I wasn't really sure what to make of the boy who liked making dirty jokes, I just thought he was a dumb dirty-minded guy that was way older than me. That wasn't the case, though. I figured it out a couple days later. Even though I fit in with the girls there just fine, I had a lot more in common with the boys, and hung out with them more. Most of them made bad jokes, too, and I got over it. They were all actually pretty cool guys, but I seemed to gravitate towards Jack more than anyone else. I found out that he was a really great guy, he was sweet and kind and really funny. I made my scary morbid jokes, and he would be the one that laughed and made equally bad ones in return. He didn't mind when I talked about zombies too much, either.

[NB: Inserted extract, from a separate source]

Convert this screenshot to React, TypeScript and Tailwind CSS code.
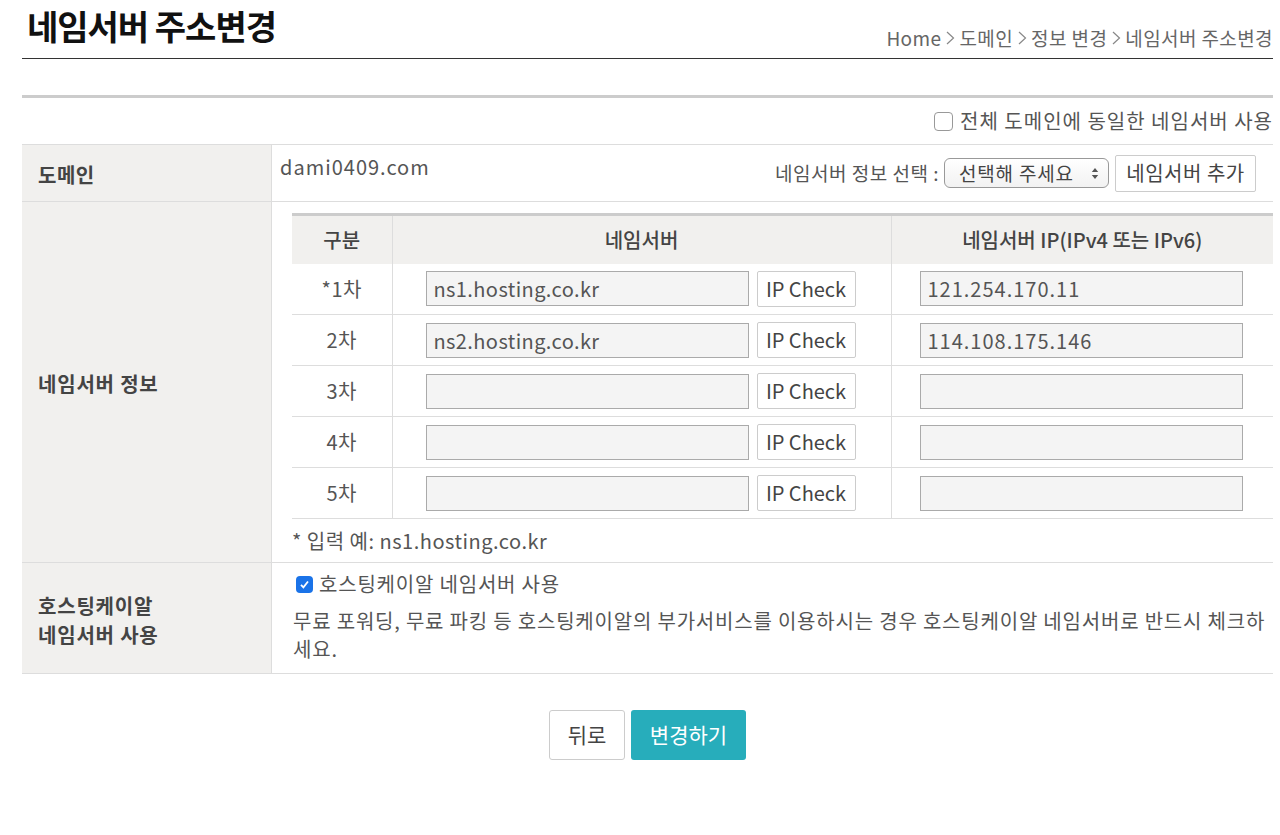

One day, at breakfast, Jack sat by himself at a table. I went to sit with him, and he explained his "Theory" of how he thought if he sat by himself, that a few specific people would sit with him. I was one of them. I did the same thing at dinner time. I sat by myself. When he came out the door, there was the table with all the guys, and most of his friends, the grown-ups table, and then there was me. Sitting in the corner by myself. He looked at his friends, and then turned and walked straight to me, with a big smile on his face. I then explained my "Theory" and we laughed about it.
One night at a campfire we were all kind of squished together. I was sitting next to Jack. It was nice. It kind of felt like he and I were closer together than we really needed to be, because I wasn't as close to anyone else, but he never pulled away or moved somewhere else. I didn't mind that at all. Our arms would brush together, or our feet or legs would touch and we just stayed like that. I, of course, was turning every shade of red all night. After a while I asked him if he minded me being that close to him. His answer was the sweetest thing ever! He smiled at me, and said "Naw, it's fine....You keep me warm." I just sat there, grinning like a freaking idiot. I'm not sure, but it seemed like he was.....Debating over wanting to do something that whole time. I don't know what it was, though. That night, we were singing campfire songs, and the next day he told me I had a nice singing voice. I don't know how he noticed my voice with everyone else singing, too. Nobody else seemed to.
There was a day where I stole his fedora and aviators and wore them around camp all day. Other people, girls mostly, had done it too, but I was the only one who got away with it for more than a few minutes. I wore them for most of a full day, and he didn't seem to mind at all. He only asked for them back once at the end of the day.
The last night, we all got to sleep outside. There were two groups of us. Our group was in like a circle shape on the ground. I was next to Jack, because that was where I could fit into the circle, and also, maybe a little on purpose.....We were the first two up in our circle in the morning. We didn't talk, because everyone was sleeping, but it wasn't awkward at all, like it would be with some other people. It was just little smiles and peeking out from the corners of our eyes at eachother, and me hiding under my hood because I always have extreme bed head.
When camp ended, it was so sad. We said goodbye too quickly, I think. It was just a quick hug and a "Goodbye." Because my dad was already waiting for me, there. I felt like crying most of the way home.
So, now, we've been talking on Facebook almost constantly since camp. It's because he lives about five hours away from me. We talk about everything, and he says things that could be flirting, but I'm never quite sure. And we know a lot of things about eachother, like siblings names, etc. Lots of stuff like that. He recently told me about his friend I apparently have lots in common with, and when I asked who it was he said "Just a guy you don't know. He's not quite perfect, though." What does THAT mean? I still have a gigantic crush on him, and it's only getting worse and worse. I can't help but wonder if he feels the same way about me.
There was so much more stuff to say, but I wanted to keep this short-ish.....
I don't know what to do! This is my first really serious crush, I don't want to screw it up by telling him I like him if he doesn't like me back. Do you think he does? HELP ME!